7. Confess your sins. Okay, initially I found it interesting that confession was not step one. I wonder if maybe confession as step one would have been more ritualistic on their part and maybe confession is more sincere at a point where they are invested in the process of restoration. Could it be that ritual performance without transformation is what landed the Jews here in the first place? Maybe confession after a little sweat investment and fearing for your life but choosing to stay anyway is good timing. That might be a sermon all by itself.
Neh 9:1-2 On the twenty-fourth day of the same month, the Israelites gathered together, fasting and wearing sackcloth and putting dust on their heads. 2 Those of Israelite descent had separated themselves from all foreigners. They stood in their places and confessed their sins and the sins of their ancestors.
8. Return to the community and practices that spur you on to good choice and God’s will for your life and then put systems in place in order to ensure ongoing success. For some this may be going back to church or small group. It may be returning to your family.

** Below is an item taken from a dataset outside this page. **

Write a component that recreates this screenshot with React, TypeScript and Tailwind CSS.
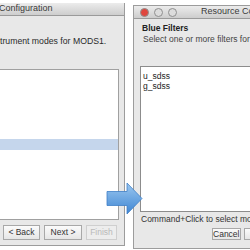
import React from 'react';

const font = { fontFamily: '"Liberation Sans", Arial, sans-serif' };

const Light = ({ color }: { color: string }) => (
  <span className={`inline-block h-[9px] w-[9px] rounded-full border border-[#8f8f8f] ${color}`} />
);

const App = () => {
  return (
    <div className="relative h-[250px] w-[250px] overflow-hidden bg-white" style={font}>
      {/* left window */}
      <div className="absolute left-0 top-[3px] flex h-[243px] w-[125px] flex-col border-r border-b border-[#9c9c9c] bg-[#e8e8e8]">
        <div className="flex h-[13px] items-center border-b border-[#9a9a9a] bg-gradient-to-b from-[#ececec] to-[#cdcdcd] text-[9px] text-[#3a3a3a]">
          <span className="-ml-[1px]">Configuration</span>
        </div>
        <div className="mt-[20px] whitespace-nowrap text-[8.7px] leading-[10px] text-[#2a2a2a]">trument modes for MODS1.</div>
        <div className="mt-[23px] mr-[5px] flex h-[151px] flex-col border border-l-0 border-[#a0a0a0] bg-white">
          <div className="mt-[69px] h-[11px] bg-[#c5d6ec]" />
        </div>
        <div className="mt-[5px] flex gap-[4px] pl-[3px] text-[8.5px]">
          <div className="flex h-[15px] w-[37px] items-center justify-center border border-[#a8a8a8] bg-gradient-to-b from-[#fbfbfb] to-[#e6e6e6] text-[#333]">&lt; Back</div>
          <div className="flex h-[15px] w-[38px] items-center justify-center border border-[#a8a8a8] bg-gradient-to-b from-[#fbfbfb] to-[#e6e6e6] text-[#333]">Next &gt;</div>
          <div className="flex h-[15px] w-[31px] items-center justify-center border border-[#cfcfcf] bg-[#ededed] text-[#b9b9b9]">Finish</div>
        </div>
      </div>

      {/* right window */}
      <div className="absolute left-[133px] top-[5px] flex h-[244px] w-[140px] flex-col border border-[#9c9c9c] bg-[#e8e8e8]">
        <div className="flex h-[13px] shrink-0 items-center border-b border-[#9a9a9a] bg-gradient-to-b from-[#ececec] to-[#cdcdcd] pl-[6px] text-[9px] text-[#3a3a3a]">
          <div className="flex gap-[5px]">
            <Light color="bg-[#e0463e]" />
            <Light color="bg-[#dcdcdc]" />
            <Light color="bg-[#dcdcdc]" />
          </div>
          <span className="ml-[24px] whitespace-nowrap">Resource Configuration</span>
        </div>
        <div className="mt-[4px] pl-[8px] text-[8.5px] font-bold leading-[10px] text-[#222]">Blue Filters</div>
        <div className="mt-[1px] pl-[9px] whitespace-nowrap text-[8.5px] leading-[10px] text-[#444]">Select one or more filters for</div>
        <div className="ml-[6px] mt-[22px] flex h-[146px] shrink-0 flex-col border border-[#8c8c8c] bg-white pl-[2px] pt-[4px] text-[8.5px] leading-[10px] text-[#222]">
          <span>u_sdss</span>
          <span>g_sdss</span>
        </div>
        <div className="mt-[2px] pl-[7px] whitespace-nowrap text-[8.5px] leading-[10px] text-[#333]">Command+Click to select more</div>
        <div className="mt-[4px] flex gap-[3px] pl-[78px] text-[8.5px]">
          <div className="flex h-[12px] w-[32px] items-center justify-center border border-[#a8a8a8] bg-gradient-to-b from-[#fbfbfb] to-[#e6e6e6] text-[#333]">Cancel</div>
          <div className="flex h-[12px] w-[32px] items-center justify-center border border-[#a8a8a8] bg-gradient-to-b from-[#fbfbfb] to-[#e6e6e6] text-[#333]">OK</div>
        </div>
      </div>

      {/* arrow */}
      <svg className="absolute left-[106px] top-[182px]" width="38" height="33" viewBox="0 0 38 33">
        <defs>
          <linearGradient id="ar" x1="0" y1="0" x2="0" y2="1">
            <stop offset="0" stopColor="#9cc8f0" />
            <stop offset="1" stopColor="#3f86d3" />
          </linearGradient>
        </defs>
        <path d="M1 9.5 H21 V1 L36 16.5 L21 32 V23.5 H1 Z" fill="url(#ar)" stroke="#3f7fc6" strokeWidth="0.8" />
      </svg>
    </div>
  );
};

export default App;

For Nehemiah it was about the Jews walking away from marrying those of other faiths and returning both physically and spiritually to the people of their faith and culture. In the last 4 chapters, the Jewish people move back into Jerusalem and recommit themselves to the tenants of their faith while setting up parameters to help them succeed moving forward.
Last thought- There are a lot of things that I love about the book of Nehemiah and the lessons found there but I think my favorite is the overarching message that our loving God did not give up on his people but instead made a way for them to return to his promises and blessing. The enemy would love for us to believe that we have stepped too far away but what we see here is that such thinking is a lie. I hope these 8 (I still think it would be cooler if they were 7) principles help give you the energy and direction you need to step back into the life and fellowship with God that you were designed to walk in.